REQUIRED TASK:
In the records below, find the line that contains "Generate a component" and the line that contains "const ticks = ['4.00', '3.00', '2.00', '1.00', '0.00'];"; write out exactly those two lines and everything between them, without the pictures.
— START DATA —
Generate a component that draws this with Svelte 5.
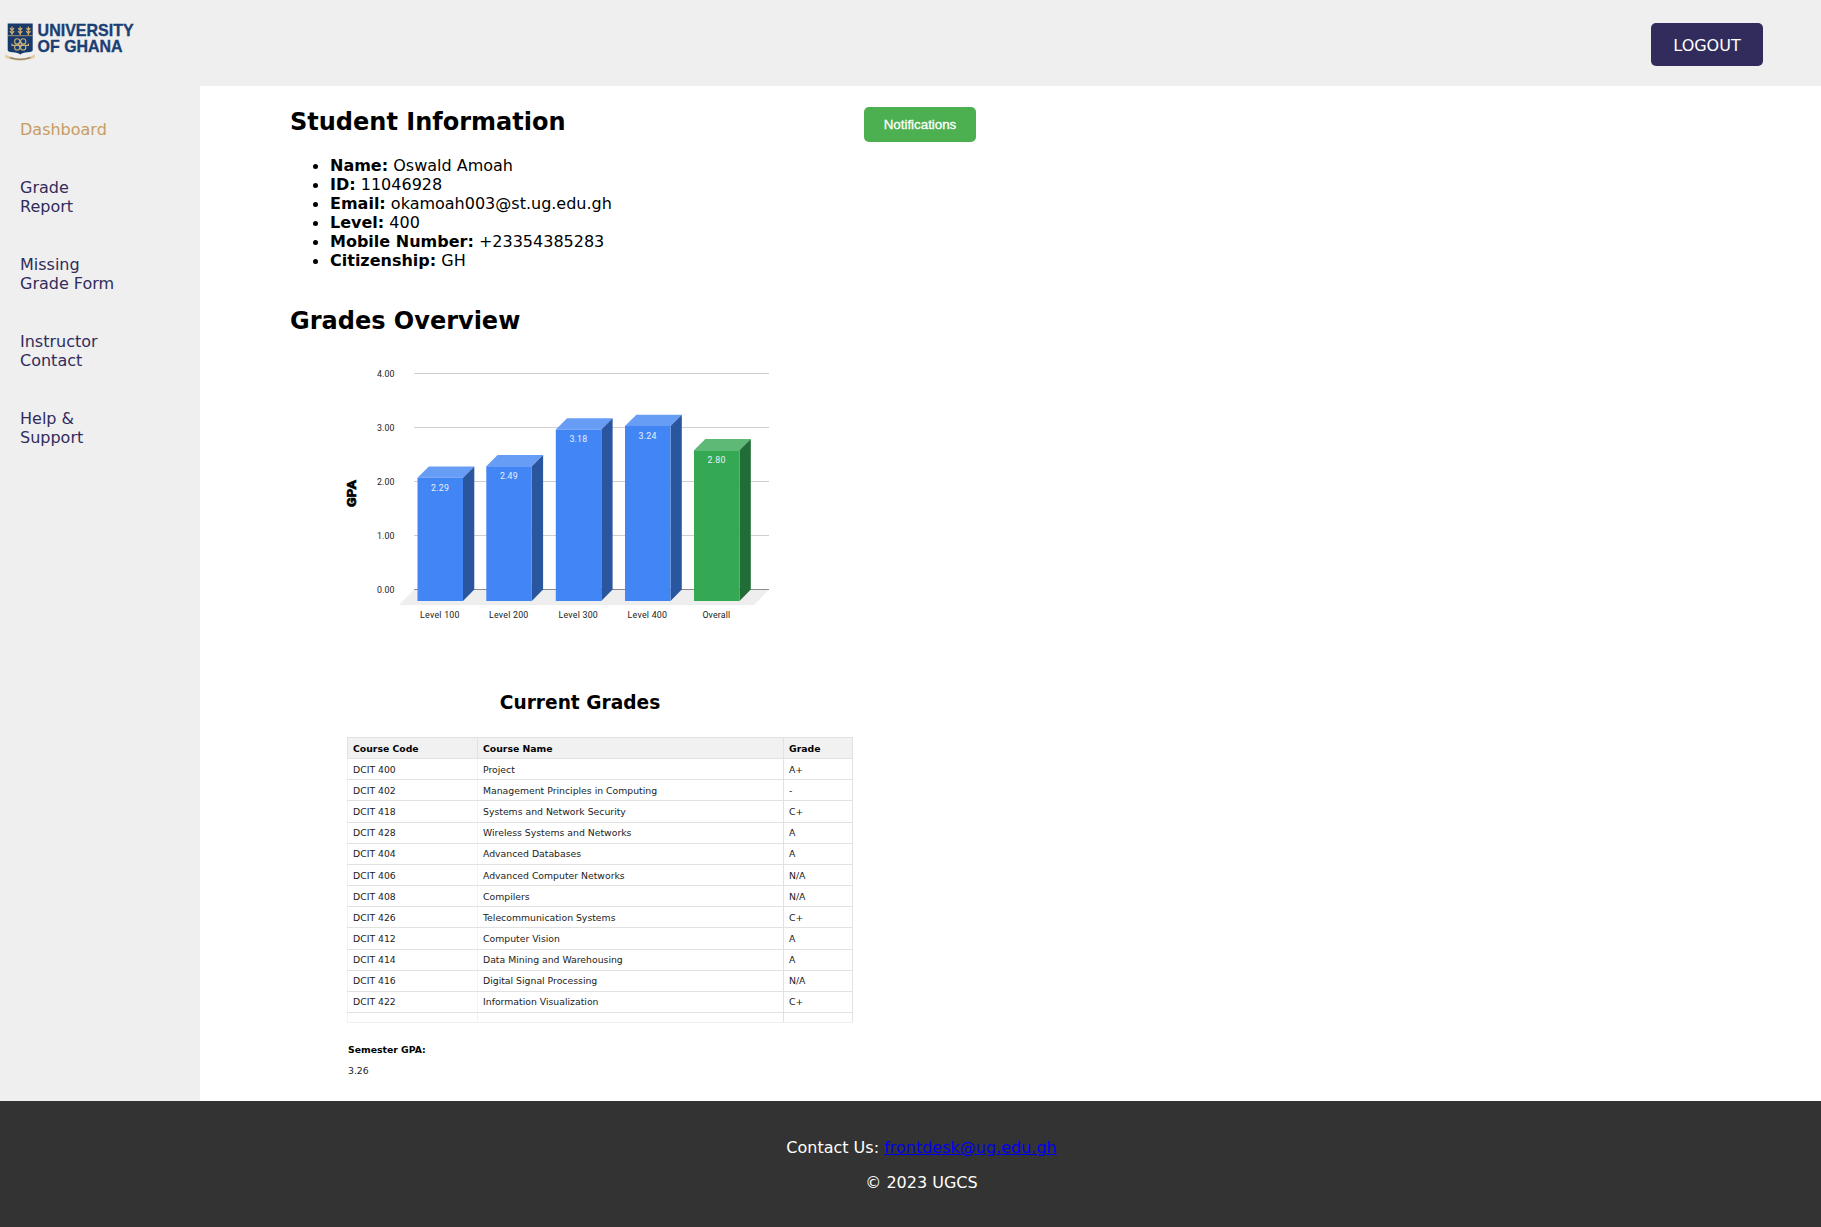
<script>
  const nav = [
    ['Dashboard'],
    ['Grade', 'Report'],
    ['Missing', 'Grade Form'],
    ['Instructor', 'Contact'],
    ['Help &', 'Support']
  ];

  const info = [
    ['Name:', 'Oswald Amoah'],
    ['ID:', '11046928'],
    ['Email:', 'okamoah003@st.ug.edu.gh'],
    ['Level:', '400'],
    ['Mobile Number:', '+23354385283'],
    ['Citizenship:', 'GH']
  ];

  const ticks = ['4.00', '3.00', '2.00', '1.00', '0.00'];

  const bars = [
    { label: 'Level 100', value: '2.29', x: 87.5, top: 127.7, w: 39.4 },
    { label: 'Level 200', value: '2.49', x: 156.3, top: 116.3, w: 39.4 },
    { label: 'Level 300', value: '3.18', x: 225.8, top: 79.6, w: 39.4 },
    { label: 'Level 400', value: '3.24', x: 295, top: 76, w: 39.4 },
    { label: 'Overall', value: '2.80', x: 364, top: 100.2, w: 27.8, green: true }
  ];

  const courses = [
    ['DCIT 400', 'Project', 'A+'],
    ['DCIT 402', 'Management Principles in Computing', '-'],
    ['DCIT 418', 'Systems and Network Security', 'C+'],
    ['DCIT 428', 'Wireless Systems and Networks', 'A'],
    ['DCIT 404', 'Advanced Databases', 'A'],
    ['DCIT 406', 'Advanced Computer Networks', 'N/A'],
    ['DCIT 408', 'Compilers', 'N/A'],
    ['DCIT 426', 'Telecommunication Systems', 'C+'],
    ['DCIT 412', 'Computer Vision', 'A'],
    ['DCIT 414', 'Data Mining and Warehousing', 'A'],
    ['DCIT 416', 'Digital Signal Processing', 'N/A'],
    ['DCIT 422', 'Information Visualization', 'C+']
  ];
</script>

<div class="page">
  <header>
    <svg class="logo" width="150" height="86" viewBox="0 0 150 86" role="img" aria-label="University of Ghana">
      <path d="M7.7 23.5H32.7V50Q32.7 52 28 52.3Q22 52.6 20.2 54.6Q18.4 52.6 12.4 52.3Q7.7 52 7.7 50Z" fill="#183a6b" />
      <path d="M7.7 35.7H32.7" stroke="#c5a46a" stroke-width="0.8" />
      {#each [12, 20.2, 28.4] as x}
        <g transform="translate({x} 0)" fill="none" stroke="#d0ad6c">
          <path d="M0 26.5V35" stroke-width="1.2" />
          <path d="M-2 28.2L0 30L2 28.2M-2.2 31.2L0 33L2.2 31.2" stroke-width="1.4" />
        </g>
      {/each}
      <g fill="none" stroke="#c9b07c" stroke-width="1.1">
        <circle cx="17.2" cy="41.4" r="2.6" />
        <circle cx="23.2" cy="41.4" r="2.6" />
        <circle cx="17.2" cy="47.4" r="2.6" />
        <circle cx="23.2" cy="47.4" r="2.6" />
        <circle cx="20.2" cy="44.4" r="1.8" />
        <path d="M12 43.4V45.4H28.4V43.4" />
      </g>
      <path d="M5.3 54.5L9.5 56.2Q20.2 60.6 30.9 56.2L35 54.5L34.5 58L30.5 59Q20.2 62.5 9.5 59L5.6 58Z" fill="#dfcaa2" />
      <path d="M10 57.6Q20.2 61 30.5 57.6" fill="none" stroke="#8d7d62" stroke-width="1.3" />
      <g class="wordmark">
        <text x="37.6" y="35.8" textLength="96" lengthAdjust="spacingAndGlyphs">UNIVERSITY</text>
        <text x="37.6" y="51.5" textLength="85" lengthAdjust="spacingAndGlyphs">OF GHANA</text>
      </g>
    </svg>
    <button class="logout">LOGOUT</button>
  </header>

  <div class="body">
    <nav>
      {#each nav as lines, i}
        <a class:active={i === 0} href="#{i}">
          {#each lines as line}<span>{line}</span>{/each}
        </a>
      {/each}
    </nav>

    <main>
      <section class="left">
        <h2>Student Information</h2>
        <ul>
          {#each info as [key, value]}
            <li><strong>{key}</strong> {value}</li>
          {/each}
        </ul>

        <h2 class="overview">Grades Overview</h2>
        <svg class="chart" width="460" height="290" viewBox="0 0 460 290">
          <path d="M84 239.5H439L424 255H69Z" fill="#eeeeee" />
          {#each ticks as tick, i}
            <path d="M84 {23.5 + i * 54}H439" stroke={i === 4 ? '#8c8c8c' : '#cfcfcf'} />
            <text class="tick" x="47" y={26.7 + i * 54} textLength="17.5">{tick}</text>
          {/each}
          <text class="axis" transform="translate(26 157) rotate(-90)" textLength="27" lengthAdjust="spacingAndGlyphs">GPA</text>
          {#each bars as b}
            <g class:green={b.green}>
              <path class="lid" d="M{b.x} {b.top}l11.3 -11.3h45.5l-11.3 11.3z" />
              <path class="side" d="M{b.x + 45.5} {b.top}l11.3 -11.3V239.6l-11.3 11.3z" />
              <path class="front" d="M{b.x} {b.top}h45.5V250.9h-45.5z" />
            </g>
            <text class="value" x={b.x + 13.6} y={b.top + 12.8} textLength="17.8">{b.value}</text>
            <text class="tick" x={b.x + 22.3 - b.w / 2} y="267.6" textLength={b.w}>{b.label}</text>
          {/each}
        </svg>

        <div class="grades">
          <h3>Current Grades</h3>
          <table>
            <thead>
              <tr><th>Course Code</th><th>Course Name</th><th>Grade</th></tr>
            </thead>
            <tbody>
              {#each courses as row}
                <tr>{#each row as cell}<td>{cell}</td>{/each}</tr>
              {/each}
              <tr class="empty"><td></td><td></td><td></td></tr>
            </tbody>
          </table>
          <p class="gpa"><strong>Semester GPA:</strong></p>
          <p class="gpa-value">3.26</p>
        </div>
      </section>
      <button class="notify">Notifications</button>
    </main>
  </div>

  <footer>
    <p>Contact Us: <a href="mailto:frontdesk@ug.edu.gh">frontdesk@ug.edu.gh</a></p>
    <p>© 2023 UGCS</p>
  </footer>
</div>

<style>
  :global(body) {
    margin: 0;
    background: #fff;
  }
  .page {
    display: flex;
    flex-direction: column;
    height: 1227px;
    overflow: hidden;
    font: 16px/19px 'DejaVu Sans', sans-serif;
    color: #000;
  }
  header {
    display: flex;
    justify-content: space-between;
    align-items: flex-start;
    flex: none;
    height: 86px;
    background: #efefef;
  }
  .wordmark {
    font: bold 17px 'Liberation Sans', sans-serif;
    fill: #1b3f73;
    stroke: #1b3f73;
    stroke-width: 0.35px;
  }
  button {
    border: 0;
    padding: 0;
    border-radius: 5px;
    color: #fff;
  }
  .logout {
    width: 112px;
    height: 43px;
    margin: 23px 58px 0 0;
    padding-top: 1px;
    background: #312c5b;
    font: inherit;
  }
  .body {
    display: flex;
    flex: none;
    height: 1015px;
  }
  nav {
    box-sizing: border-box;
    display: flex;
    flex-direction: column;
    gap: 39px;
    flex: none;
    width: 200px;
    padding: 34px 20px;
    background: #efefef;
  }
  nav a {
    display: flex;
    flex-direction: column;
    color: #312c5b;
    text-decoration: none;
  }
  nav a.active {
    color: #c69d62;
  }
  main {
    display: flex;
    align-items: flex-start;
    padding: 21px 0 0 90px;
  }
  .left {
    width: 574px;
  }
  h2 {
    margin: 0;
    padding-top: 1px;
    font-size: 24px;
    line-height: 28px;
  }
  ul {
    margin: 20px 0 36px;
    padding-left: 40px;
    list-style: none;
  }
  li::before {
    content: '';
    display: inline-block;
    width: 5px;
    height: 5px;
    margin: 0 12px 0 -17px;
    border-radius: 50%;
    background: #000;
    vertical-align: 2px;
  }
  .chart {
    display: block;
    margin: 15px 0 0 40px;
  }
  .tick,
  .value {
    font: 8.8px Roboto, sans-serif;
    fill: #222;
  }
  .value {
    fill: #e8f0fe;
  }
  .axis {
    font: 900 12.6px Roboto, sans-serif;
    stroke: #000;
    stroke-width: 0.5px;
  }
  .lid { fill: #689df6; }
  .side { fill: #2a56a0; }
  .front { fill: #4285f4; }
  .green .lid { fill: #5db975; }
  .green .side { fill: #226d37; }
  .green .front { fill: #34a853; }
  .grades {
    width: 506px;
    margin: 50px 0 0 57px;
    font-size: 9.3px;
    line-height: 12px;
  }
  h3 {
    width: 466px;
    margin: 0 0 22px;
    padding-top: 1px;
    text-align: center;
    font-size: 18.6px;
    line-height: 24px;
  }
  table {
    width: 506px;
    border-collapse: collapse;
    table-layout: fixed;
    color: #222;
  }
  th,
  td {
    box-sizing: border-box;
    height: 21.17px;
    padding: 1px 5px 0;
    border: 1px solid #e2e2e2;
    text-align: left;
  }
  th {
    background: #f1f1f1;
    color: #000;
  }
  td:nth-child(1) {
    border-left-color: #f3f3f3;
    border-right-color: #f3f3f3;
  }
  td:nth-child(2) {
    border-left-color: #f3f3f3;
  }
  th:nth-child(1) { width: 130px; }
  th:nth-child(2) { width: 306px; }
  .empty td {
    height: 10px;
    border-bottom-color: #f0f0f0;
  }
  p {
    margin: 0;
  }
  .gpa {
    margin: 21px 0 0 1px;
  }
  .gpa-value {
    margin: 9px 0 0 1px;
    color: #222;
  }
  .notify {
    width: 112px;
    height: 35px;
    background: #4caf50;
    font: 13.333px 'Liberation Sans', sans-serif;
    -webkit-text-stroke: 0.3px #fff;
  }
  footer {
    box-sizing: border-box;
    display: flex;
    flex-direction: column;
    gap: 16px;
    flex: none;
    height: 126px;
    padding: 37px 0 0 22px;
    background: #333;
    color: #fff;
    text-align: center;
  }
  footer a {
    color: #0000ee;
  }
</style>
— END DATA —
— START DATA —
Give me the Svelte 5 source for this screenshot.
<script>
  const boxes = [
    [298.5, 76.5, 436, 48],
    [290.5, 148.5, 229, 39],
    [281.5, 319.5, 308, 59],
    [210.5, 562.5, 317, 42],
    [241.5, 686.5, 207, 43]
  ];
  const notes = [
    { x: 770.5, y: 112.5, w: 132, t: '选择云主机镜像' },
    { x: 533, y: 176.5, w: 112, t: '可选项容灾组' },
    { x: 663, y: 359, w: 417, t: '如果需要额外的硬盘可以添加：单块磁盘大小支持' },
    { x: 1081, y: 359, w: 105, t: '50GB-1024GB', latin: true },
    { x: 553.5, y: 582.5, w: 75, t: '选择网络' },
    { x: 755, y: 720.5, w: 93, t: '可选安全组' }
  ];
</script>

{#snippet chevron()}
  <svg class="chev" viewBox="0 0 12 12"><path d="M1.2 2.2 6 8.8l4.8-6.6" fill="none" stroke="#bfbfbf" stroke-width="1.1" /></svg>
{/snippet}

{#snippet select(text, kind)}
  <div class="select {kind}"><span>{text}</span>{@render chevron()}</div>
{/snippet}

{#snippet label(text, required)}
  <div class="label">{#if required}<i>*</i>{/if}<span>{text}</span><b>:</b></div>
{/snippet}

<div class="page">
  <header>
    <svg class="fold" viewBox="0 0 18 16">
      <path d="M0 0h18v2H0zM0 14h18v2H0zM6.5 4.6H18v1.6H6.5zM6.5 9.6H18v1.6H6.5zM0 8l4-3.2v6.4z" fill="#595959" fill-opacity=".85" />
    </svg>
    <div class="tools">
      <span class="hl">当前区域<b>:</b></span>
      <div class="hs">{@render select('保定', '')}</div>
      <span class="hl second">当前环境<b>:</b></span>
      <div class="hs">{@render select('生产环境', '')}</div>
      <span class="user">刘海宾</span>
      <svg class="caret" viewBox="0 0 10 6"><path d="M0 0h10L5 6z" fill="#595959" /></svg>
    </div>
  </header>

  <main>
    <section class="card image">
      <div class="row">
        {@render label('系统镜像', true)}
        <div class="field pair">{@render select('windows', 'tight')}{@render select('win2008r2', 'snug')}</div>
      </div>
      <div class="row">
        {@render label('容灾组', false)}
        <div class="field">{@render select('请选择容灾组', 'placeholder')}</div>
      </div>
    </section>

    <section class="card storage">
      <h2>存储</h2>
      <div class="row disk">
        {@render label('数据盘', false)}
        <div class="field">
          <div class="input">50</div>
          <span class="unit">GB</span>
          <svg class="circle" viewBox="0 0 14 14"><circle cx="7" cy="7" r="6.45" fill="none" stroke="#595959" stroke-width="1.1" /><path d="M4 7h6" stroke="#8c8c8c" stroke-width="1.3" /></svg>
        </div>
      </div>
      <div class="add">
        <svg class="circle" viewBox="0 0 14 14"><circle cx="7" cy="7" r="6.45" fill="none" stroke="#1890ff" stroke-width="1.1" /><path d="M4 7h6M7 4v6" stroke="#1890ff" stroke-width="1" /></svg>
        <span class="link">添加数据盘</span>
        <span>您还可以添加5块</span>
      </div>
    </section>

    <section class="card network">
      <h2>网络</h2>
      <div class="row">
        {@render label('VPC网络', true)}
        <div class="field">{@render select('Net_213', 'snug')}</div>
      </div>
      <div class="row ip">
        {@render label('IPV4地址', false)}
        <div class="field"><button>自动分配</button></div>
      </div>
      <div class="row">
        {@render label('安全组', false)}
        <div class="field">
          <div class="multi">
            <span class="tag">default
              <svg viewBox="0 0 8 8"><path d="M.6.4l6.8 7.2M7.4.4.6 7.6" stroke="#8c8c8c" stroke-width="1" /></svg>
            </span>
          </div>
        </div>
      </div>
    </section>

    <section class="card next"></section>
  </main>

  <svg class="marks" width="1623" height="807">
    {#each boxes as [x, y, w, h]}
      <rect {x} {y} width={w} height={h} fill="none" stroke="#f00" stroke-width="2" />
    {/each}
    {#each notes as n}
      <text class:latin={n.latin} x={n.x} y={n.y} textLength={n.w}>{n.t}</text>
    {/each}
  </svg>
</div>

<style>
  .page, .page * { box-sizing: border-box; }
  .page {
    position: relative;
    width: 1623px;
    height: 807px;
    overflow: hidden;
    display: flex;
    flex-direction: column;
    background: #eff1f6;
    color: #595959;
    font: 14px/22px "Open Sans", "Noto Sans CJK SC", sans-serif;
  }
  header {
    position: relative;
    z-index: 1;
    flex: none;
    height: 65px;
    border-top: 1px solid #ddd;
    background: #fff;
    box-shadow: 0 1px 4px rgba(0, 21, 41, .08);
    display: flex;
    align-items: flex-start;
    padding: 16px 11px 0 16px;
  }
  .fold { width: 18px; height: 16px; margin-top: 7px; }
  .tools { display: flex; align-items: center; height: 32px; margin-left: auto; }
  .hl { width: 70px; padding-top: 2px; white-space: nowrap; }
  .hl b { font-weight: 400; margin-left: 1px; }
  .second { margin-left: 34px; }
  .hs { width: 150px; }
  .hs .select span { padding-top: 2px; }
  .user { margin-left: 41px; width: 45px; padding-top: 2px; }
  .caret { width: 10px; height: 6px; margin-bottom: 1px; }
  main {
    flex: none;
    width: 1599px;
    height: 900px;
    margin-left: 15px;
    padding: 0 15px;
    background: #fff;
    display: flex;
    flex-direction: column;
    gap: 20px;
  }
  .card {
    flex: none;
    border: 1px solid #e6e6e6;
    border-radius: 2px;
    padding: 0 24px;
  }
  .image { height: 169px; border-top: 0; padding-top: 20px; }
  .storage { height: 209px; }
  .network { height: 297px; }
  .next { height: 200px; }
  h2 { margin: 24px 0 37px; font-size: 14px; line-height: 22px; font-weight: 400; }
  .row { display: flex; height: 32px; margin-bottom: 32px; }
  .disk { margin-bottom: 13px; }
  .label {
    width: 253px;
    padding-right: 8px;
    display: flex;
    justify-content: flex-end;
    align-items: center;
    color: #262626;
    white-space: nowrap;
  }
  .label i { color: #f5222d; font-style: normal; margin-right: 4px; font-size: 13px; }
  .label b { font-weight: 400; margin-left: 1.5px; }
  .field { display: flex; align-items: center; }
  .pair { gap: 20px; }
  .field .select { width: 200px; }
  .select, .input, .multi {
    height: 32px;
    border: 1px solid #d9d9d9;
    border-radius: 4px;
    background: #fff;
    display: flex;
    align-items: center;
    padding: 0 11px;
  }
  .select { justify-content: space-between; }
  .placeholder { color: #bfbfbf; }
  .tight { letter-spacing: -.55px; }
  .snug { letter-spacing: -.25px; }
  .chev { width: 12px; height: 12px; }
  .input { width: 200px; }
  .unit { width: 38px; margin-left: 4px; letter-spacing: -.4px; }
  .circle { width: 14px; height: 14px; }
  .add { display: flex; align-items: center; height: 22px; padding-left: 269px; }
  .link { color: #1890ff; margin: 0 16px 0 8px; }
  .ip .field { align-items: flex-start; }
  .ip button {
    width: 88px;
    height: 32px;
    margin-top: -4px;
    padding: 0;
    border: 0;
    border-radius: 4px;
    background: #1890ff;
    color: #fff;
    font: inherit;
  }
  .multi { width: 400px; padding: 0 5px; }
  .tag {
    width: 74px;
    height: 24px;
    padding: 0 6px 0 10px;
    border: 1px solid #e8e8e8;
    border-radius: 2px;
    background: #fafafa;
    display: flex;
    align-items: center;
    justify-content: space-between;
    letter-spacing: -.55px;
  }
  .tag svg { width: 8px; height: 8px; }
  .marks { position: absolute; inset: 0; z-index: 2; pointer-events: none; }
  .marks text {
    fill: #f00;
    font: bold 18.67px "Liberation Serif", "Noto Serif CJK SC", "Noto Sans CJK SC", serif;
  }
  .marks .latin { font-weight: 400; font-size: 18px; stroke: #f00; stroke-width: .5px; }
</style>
— END DATA —
FINISHED EXERCISE:
Generate a component that draws this with Svelte 5.
<script>
  const nav = [
    ['Dashboard'],
    ['Grade', 'Report'],
    ['Missing', 'Grade Form'],
    ['Instructor', 'Contact'],
    ['Help &', 'Support']
  ];

  const info = [
    ['Name:', 'Oswald Amoah'],
    ['ID:', '11046928'],
    ['Email:', 'okamoah003@st.ug.edu.gh'],
    ['Level:', '400'],
    ['Mobile Number:', '+23354385283'],
    ['Citizenship:', 'GH']
  ];

  const ticks = ['4.00', '3.00', '2.00', '1.00', '0.00'];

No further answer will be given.